Regulating an industry that is at the heart of our model of economic
development was urgent. Although chemistry has brought undeniable
benefits to modern societies, its dark side could no longer be
obscured and denied. Once it is fully applied in July 2018, the Reach
regulation will allow us to understand the effects on health and the
environment of some 30,000 substances used to make common consumer
products.

This result was very nearly never-to-be-achieved, so fiercely had it
been fought by the chemical lobby and European management.
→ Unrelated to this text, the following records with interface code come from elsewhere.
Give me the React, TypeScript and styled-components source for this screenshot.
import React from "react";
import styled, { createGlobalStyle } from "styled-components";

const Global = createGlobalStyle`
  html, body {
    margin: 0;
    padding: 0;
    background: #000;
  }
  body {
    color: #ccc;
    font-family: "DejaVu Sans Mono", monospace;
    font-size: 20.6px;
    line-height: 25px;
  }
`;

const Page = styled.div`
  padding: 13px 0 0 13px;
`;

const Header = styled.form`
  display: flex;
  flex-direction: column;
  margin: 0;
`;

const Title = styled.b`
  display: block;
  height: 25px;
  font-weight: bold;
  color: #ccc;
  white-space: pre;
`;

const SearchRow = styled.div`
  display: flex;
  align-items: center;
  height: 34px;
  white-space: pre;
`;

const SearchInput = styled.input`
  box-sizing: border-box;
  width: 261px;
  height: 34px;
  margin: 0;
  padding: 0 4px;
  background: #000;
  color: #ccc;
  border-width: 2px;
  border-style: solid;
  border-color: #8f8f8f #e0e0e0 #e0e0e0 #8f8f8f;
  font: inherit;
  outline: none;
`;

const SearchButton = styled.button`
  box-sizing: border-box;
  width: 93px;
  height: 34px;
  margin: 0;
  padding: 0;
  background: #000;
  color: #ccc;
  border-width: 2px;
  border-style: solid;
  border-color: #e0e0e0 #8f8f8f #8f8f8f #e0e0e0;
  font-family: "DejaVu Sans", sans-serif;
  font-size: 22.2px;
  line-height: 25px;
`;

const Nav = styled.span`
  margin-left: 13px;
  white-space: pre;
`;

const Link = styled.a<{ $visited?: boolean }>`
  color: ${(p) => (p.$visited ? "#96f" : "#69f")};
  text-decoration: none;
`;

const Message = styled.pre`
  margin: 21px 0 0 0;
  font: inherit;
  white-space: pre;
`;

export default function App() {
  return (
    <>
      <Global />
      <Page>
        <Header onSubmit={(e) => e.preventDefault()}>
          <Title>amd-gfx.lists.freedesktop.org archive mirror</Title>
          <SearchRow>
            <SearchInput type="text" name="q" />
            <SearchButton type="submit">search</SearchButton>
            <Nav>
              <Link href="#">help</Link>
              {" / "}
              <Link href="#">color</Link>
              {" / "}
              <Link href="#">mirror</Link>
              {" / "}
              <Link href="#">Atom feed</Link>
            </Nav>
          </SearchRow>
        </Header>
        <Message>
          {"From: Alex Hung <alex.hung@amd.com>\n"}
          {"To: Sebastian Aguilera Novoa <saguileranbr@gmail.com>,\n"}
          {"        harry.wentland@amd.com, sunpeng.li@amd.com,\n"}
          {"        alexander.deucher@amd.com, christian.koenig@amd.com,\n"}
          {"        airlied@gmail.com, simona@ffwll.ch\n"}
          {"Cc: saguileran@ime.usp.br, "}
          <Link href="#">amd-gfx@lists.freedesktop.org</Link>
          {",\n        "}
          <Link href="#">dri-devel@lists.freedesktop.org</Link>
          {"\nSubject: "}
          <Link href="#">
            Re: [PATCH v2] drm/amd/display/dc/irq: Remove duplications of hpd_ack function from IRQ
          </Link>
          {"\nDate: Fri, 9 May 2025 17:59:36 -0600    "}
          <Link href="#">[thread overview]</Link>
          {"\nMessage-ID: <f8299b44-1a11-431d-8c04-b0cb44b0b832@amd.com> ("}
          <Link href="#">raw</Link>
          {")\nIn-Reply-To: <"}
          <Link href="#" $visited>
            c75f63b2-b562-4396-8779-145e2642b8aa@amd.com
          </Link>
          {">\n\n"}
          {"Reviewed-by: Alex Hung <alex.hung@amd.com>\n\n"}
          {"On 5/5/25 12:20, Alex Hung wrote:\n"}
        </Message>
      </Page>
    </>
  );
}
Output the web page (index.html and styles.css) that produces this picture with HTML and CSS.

At the
heart of the European Commission, as well as in the Council of
Ministers -- where Germany, premier European chemical producer, led
the revolt -- and then in the European Parliament, the attempts to
torpedo the measure persisted up until the last moment.

However, Parliament's rapporteur, Guido Sacconi, a former Italian
trade unionist exhausted by the negotiations, did not concede on the
project's essential point: "the inversion of the burden of proof,"
which transfers to producers the requirement to say under what
conditions their products can be used without risk. At present, the
public authorities -- supposed to do this work, but swamped -- have
only been able to evaluate, according to Mr. Sacconi, some "400
molecules in twenty-five years." With Reach, producers will have to
make tests and prove harmlessness. These evaluations will cost between
2.8 and 5.2 billion Euros between now and 2018, or less than one
percent of the chemical sector's total sales.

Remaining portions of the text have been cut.